= Emily Mair =

New Zealand opera singer and singing teacher (1928–2021)

Emily Jean Mair (16 May 1928 – 15 May 2021) was a Scottish-born New Zealand opera singer, pianist and vocal coach. She trained a number of well-known New Zealand opera singers, including Simon O'Neill and Aivale Cole.

== Early life ==
Mair was raised in Newmilns, Ayrshire where her father ran a lace-making factory. At age 15 she went to the Royal Scottish Academy of Music and Drama in Glasgow, later moving to the Royal College of Music in London where she studied piano with Arthur Benjamin and Antony Hopkins. In her third year she joined the opera school.

== Career ==
Mair sang in the BBC Chorus for three years. Between 1960 and 1962 she appeared three times (as Emily Maire) at Glyndebourne first as First Boy in Mozart's The Magic Flute in 1962. This was followed in 1961 and 1962 by singing Gianetta in Donezetti's L'Elisir d'amore.
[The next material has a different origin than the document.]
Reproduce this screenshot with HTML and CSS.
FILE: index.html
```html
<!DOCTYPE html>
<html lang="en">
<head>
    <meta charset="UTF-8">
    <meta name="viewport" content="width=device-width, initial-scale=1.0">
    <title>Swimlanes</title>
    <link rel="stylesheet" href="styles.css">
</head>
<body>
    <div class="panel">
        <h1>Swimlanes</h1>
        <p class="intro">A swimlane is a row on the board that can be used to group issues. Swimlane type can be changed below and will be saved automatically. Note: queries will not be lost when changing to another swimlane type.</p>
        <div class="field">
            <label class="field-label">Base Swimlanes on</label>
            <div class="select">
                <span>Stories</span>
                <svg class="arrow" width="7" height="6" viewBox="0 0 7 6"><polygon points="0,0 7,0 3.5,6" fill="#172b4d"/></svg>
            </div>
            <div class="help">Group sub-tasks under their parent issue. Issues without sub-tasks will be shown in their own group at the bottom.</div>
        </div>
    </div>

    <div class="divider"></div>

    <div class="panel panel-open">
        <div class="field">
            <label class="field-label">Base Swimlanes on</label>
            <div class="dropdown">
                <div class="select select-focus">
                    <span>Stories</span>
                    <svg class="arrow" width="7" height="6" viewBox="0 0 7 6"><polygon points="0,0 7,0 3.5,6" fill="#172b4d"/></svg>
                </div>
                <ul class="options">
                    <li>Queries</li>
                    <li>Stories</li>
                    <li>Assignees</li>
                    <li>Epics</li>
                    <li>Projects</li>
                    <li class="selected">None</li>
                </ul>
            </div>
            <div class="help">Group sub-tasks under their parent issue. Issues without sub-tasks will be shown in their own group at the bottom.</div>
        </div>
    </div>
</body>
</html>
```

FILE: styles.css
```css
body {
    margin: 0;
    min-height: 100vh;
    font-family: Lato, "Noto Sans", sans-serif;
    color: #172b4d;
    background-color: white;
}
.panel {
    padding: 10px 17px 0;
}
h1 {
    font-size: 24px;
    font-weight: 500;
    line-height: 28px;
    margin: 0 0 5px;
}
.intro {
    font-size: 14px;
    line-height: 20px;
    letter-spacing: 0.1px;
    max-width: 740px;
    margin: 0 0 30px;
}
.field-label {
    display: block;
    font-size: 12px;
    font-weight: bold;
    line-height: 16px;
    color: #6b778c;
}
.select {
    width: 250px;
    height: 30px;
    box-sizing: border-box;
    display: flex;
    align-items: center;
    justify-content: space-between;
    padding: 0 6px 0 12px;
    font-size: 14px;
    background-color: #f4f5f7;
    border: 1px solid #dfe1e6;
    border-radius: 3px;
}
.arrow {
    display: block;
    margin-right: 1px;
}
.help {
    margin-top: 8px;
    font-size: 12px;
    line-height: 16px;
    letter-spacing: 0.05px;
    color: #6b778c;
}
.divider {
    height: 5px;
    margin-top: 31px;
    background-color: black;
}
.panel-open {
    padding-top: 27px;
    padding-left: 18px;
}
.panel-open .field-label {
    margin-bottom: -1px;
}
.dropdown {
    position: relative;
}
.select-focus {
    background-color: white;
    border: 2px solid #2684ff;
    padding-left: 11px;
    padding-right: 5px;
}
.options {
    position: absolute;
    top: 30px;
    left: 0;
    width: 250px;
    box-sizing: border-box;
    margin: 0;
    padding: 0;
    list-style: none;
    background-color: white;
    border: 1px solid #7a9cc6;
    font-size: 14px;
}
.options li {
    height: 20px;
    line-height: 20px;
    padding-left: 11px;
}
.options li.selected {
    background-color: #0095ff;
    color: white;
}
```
In 1960 she moved to Liverpool where her husband Wilfred Simenauer took up the position of principal cello in the Royal Liverpool Philharmonic Orchestra. In Liverpool she entered a competition to be one of the 'Five New Discoveries' with the Liverpool Philharmonic and performed as Zerlina in Don Giovanni with the Liverpool Mozart Orchestra.

She emigrated to New Zealand in 1965 as Wilfred had been appointed principal cello with the NZBC Symphony Orchestra (now the New Zealand Symphony Orchestra). She performed in both oratorio and opera; Haydn's Creation in 1967 and with the New Zealand Opera Company as Adina in L'Elisir d'amore in 1967, Anna Truelove in Rake's Progress and Susanna in The Marriage of Figaro. She also performed with the Auckland Sinfonia and Canterbury Opera and in operas for Television New Zealand and with the New Opera Company in Wellington in the 1970s.
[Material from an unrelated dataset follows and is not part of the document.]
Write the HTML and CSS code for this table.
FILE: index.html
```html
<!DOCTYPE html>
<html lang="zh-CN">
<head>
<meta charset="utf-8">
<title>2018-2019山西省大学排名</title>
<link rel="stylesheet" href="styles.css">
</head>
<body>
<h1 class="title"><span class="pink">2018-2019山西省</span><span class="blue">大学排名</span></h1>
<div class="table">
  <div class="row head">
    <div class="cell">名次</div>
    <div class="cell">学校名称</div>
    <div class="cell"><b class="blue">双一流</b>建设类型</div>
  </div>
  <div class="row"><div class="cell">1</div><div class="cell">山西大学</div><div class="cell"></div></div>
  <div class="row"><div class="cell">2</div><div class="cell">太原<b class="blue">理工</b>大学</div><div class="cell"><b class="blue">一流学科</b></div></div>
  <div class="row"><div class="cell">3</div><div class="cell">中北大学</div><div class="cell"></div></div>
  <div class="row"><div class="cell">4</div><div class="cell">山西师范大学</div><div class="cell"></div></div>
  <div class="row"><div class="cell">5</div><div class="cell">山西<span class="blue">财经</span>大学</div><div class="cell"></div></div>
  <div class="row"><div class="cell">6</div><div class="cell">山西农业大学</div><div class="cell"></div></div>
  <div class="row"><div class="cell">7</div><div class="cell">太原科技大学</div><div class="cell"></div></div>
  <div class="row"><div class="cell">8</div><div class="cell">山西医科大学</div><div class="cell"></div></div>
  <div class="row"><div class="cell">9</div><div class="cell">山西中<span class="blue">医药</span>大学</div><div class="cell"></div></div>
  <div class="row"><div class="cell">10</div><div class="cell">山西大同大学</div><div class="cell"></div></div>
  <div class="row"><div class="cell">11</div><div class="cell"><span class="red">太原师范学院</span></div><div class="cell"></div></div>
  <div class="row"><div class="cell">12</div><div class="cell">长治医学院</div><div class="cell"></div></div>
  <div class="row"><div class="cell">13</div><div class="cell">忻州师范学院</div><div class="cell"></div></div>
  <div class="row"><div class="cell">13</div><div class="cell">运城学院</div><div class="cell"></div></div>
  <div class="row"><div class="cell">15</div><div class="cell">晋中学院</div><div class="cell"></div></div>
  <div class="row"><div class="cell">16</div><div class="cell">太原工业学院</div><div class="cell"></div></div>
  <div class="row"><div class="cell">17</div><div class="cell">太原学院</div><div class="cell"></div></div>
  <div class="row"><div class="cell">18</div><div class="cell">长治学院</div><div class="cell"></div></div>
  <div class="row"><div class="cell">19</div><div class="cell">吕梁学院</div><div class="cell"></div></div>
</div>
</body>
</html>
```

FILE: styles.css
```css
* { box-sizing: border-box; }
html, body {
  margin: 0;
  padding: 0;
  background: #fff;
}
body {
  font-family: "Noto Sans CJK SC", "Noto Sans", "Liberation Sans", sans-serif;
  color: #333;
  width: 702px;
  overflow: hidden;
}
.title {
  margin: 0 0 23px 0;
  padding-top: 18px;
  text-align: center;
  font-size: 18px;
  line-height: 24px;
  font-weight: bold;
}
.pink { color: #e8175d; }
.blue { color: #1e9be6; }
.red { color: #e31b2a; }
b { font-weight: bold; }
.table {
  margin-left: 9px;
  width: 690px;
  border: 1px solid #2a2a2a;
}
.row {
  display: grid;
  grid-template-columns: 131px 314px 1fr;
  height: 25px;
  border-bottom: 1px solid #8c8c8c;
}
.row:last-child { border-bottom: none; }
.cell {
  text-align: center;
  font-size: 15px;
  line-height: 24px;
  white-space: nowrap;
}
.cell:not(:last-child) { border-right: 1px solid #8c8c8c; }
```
In 1987 she joined the staff of Victoria University of Wellington as a voice coach, receiving a Teaching Excellence Award in 1996. In 1988 she was invited to teach at the International Summer Vocal School in Salt Lake City, a role she had undertaken in Belgium in 1986.

Former students include Simon O'Neill, Robert Wiremu and Aivale Cole.

== Awards and honours ==
In the 2000 New Year Honours, Mair was appointed an Officer of the New Zealand Order of Merit, for services to music and singing.

== Personal life ==
She married Wilfred Simenauer, a New Zealand cellist, in England in 1951. They had three sons. She died in Wellington on 15 May 2021, one day before her 93rd birthday.